A total of 7 years of approximately biweekly stream water stable isotope (δ18O) observations have been obtained in the East River and are compared against computed δ18O values from this particle tracking and convolution integral approach (Supplementary Fig. 10). Results show the particle tracking model outputs generally show good agreement with observed stream water δ18O dynamics including the seasonal and interannual temporal dynamics of δ18O. Specifically, the model reproduces the average seasonal variation within single years and also correctly captures years with less or more summer rain contributions. Given the intermittent sampling of the approximately biweekly measurements, there are minor mismatches between the model and observation during the summer rains and the short period where summer baseflow recession begins occurs too quickly in the model when compared against the observations. In general, these results suggest the model correctly predicts input water phase (rain versus snow), infiltration elevation and travel time distributions of recent rainfall or snowmelt inputs, providing an additional line of evidence of adequate model performance.
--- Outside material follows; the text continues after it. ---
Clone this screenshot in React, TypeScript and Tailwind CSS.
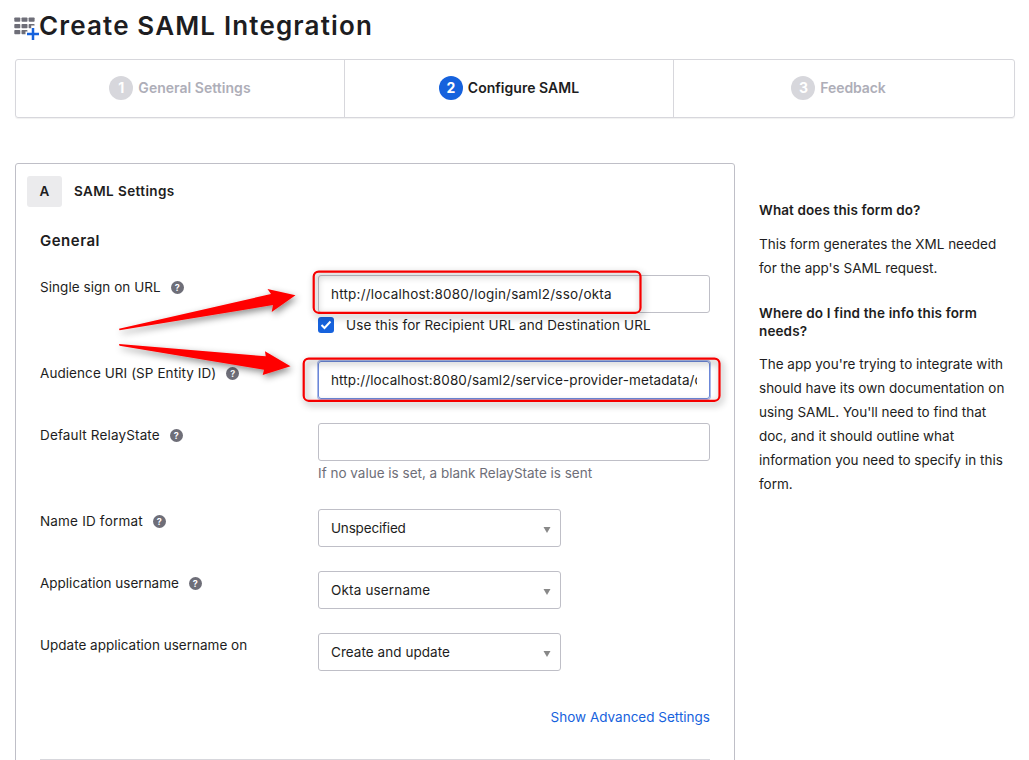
import type { ReactNode } from "react";

function AppGridIcon() {
  return (
    <svg width="26" height="26" viewBox="0 0 26 26" className="shrink-0" aria-hidden="true">
      <g fill="#6e6e78">
        <rect x="0.3" y="2.5" width="6" height="4.3" rx="0.8" />
        <rect x="7.5" y="2.5" width="6" height="4.3" rx="0.8" />
        <rect x="14.6" y="2.5" width="6" height="4.3" rx="0.8" />
        <rect x="0.3" y="9" width="6" height="4.3" rx="0.8" />
        <rect x="7.5" y="9" width="6" height="4.3" rx="0.8" />
        <path d="M15.4 9h4.4q.8 0 .8.8v.6h-3.400v2.900h-1.800q-.8 0-.8-.8V9.800q0-.8.8-.8z" />
        <rect x="0.3" y="15" width="6" height="4.200" rx="0.8" />
        <path d="M8.300 15h4.400q.8 0 .8.8v.8h-2v2.600H8.300q-.8 0-.8-.8v-2.600q0-.8.8-.8z" />
      </g>
      <path d="M19 13v12M13 19h12" stroke="#1662dd" strokeWidth="2.500" />
    </svg>
  );
}

function HelpIcon() {
  return (
    <span className="flex size-[13px] shrink-0 items-center justify-center rounded-full bg-[#6e6e78] text-[9px] leading-none font-bold text-white">
      ?
    </span>
  );
}

function Step({ n, active, children, last }: { n: number; active?: boolean; last?: boolean; children: ReactNode }) {
  return (
    <li
      className={
        last
          ? "flex w-[329px] items-center justify-center gap-[5px] pb-0.5 tracking-[-0.1px]"
          : "flex w-[329px] items-center justify-center gap-[5px] border-r border-[#d7d7dc] pb-0.5 tracking-[0.03px]"
      }
    >
      <span
        className={
          active
            ? "flex size-6 items-center justify-center rounded-full bg-[#1662dd] text-[14px] font-bold text-white"
            : "flex size-6 items-center justify-center rounded-full bg-[#d7d7dc] text-[14px] font-bold text-white"
        }
      >
        {n}
      </span>
      <span className={active ? "font-semibold text-[#1d1d21]" : "font-semibold text-[#aeaeb8]"}>{children}</span>
    </li>
  );
}

function Row({ label, help, className, children }: { label: ReactNode; help?: boolean; className: string; children: ReactNode }) {
  return (
    <div className={className}>
      <div className="flex h-6 w-[278px] shrink-0 items-center gap-[10px]">
        {label}
        {help && <HelpIcon />}
      </div>
      <div className="w-[392px]">{children}</div>
    </div>
  );
}

function SelectBox({ children }: { children: ReactNode }) {
  return (
    <div className="flex h-[38px] w-[243px] items-center justify-between rounded-[3px] border border-[#bfbfc7] pr-[9px] pl-3">
      {children}
      <svg width="8" height="6" viewBox="0 0 8 6" className="mt-[3px]" aria-hidden="true">
        <path d="M.5 0h7L4 6z" fill="#888" />
      </svg>
    </div>
  );
}

function Annotations() {
  return (
    <svg
      width="1029"
      height="760"
      viewBox="0 0 1029 760"
      className="pointer-events-none absolute top-0 left-0"
      aria-hidden="true"
    >
      <defs>
        <filter id="shade" x="-20%" y="-40%" width="140%" height="190%">
          <feDropShadow dx="2" dy="3" stdDeviation="3.500" floodColor="#000" floodOpacity="0.45" />
        </filter>
      </defs>
      <g filter="url(#shade)" fill="none" stroke="#f50505" strokeWidth="2.200">
        <rect x="313.700" y="271.600" width="326.800" height="41.200" rx="5" />
        <rect x="303.700" y="358.600" width="415.800" height="42.200" rx="5" />
      </g>
      <g filter="url(#shade)" fill="#f00">
        <path d="M119 328.700L271 294L267.500 289L295.500 295.300L271.700 312L273 305L119.500 330.300z" />
        <path d="M119 344L265.700 356.300L265 351.300L290.500 366.300L262.700 375L264 369.700L119.500 345.700z" />
      </g>
    </svg>
  );
}

export default function App() {
  return (
    <div className="relative h-[760px] w-[1029px] overflow-hidden bg-white font-['Inter','Liberation_Sans',sans-serif] text-[13.5px] leading-6 text-[#1d1d21]">
      <header className="flex h-[59px] items-start pl-[14px]">
        <div className="-mr-px pt-[15px]">
          <AppGridIcon />
        </div>
        <h1 className="pt-[10px] text-[26px] leading-8 font-semibold tracking-[1.15px] whitespace-nowrap">Create SAML Integration</h1>
      </header>

      <ol className="ml-[15px] flex h-[59px] w-[1000px] rounded-[3px] border border-[#d7d7dc] text-[14px] shadow-[0_1px_1px_rgba(0,0,0,0.06)]">
        <Step n={1}>General Settings</Step>
        <Step n={2} active>
          Configure SAML
        </Step>
        <Step n={3} last>
          Feedback
        </Step>
      </ol>

      <div className="mt-[45px] ml-[15px] flex">
        <main className="h-[620px] w-[720px] shrink-0 rounded-t-[3px] border border-[#bfbfc7] pl-[24px]">
          <div className="-ml-[13px] flex items-center gap-3 pt-[12px]">
            <span className="flex h-[31px] w-[35px] items-center justify-center rounded-[3px] bg-[#ebebed] pb-px font-semibold">A</span>
            <h2 className="pb-0.5 font-semibold tracking-[0.4px]">SAML Settings</h2>
          </div>
          <h3 className="mt-[22px] text-[15px] leading-6 font-semibold tracking-[0.5px]">General</h3>

          <Row label="Single sign on URL" help className="mt-[22px] flex h-[86px] tracking-[0.05px]">
            <div className="h-[38px] rounded-[3px] border border-[#bfbfc7] px-3 leading-[37px] tracking-[0.21px]">
              http://localhost:8080/login/saml2/sso/okta
            </div>
            <div className="flex items-center gap-3 tracking-[0.11px]">
              <span className="flex size-4 items-center justify-center rounded-[3px] bg-[#1662dd]">
                <svg width="12" height="10" viewBox="0 0 12 10" fill="none" aria-hidden="true">
                  <path d="M1.500 5l3 3L10.500 1.500" stroke="#fff" strokeWidth="2" />
                </svg>
              </span>
              Use this for Recipient URL and Destination URL
            </div>
          </Row>
          <Row label="Audience URI (SP Entity ID)" help className="flex h-[62px] tracking-[0.07px]">
            <div className="h-[38px] rounded-[3px] border border-[#6b87d8] px-3 leading-[37px] tracking-[0.11px] shadow-[0_0_0_1px_#a9b9e8]">
              <div className="overflow-hidden whitespace-nowrap">http://localhost:8080/saml2/service-provider-metadata/o</div>
            </div>
          </Row>
          <Row label="Default RelayState" help className="flex h-[86px] tracking-[0.15px]">
            <div className="h-[38px] rounded-[3px] border border-[#bfbfc7]" />
            <p className="tracking-normal text-[#6e6e78]">If no value is set, a blank RelayState is sent</p>
          </Row>
          <Row label="Name ID format" help className="flex h-[62px] tracking-[0.18px]">
            <SelectBox>
              <span className="tracking-[-0.18px]">Unspecified</span>
            </SelectBox>
          </Row>
          <Row label="Application username" help className="flex h-[62px] tracking-normal">
            <SelectBox>
              <span className="tracking-[0.16px]">Okta username</span>
            </SelectBox>
          </Row>
          <Row label="Update application username on" className="flex h-[62px] tracking-normal">
            <SelectBox>
              <span className="tracking-[0.05px]">Create and update</span>
            </SelectBox>
          </Row>
          <div className="flex h-[65px] w-[670px] justify-end border-b border-[#d7d7dc] pt-[10px]">
            <a className="text-[#1662dd]">Show Advanced Settings</a>
          </div>
        </main>

        <aside className="ml-6 w-[256px] pt-[38px]">
          <h4 className="leading-[18px] font-semibold tracking-[0.11px] whitespace-nowrap">What does this form do?</h4>
          <p className="mt-[13px] whitespace-nowrap">
            This form generates the XML needed
            <br />
            for the app's SAML request.
          </p>
          <h4 className="mt-[24px] leading-[18px] font-semibold tracking-[0.13px] whitespace-nowrap">
            Where do I find the info this form
            <br />
            needs?
          </h4>
          <p className="mt-[12px] whitespace-nowrap">
            The app you're trying to integrate with
            <br />
            should have its own documentation on
            <br />
            using SAML. You'll need to find that
            <br />
            doc, and it should outline what
            <br />
            information you need to specify in this
            <br />
            form.
          </p>
        </aside>
      </div>
      <Annotations />
    </div>
  );
}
Model limitations and further considerations

The delta approach considered here intentionally isolates the impact of warmer atmospheric air temperatures (for example, increased rain fractions, higher evapotranspiration, and so on) on the transient 7-year hydrodynamics alone and not the long-term transition of the watershed to an altered state or aridity. Because snowpack is a principal driver of hydrologic change in this system and retains no system memory between years, implications of this approach are mostly on the initial state of the groundwater storage system. Future studies may consider equilibration of the future scenarios with a new dynamic equilibrium initial condition; these types of simulations may also consider changes in land cover type including shifts in vegetation species and demographics. Current model limitations include fixed vegetation types that do not have dynamic structure and/or biomass including vegetation mortality and succession, which are new model capabilities in the ParFlow ecosystem of codes69, but have yet to be incorporated into this model. Furthermore, the coupled code structure permits a one-way interaction with the atmosphere, where atmospheric forcing is enforced a priori and not impacted by transient soil moisture or groundwater conditions, for example.

Further work is required to determine the interaction with disturbance such as vegetation change and/or mortality, as well the role of montane groundwater in different water- and energy-limited environments that have established impacts on snow-driven water inputs70,71,72. Opportunities also exist to compare age distributions of ET with those of streamflow, enabled by the particle tracking approach used here, similar to Dennedy-Frank et al.66.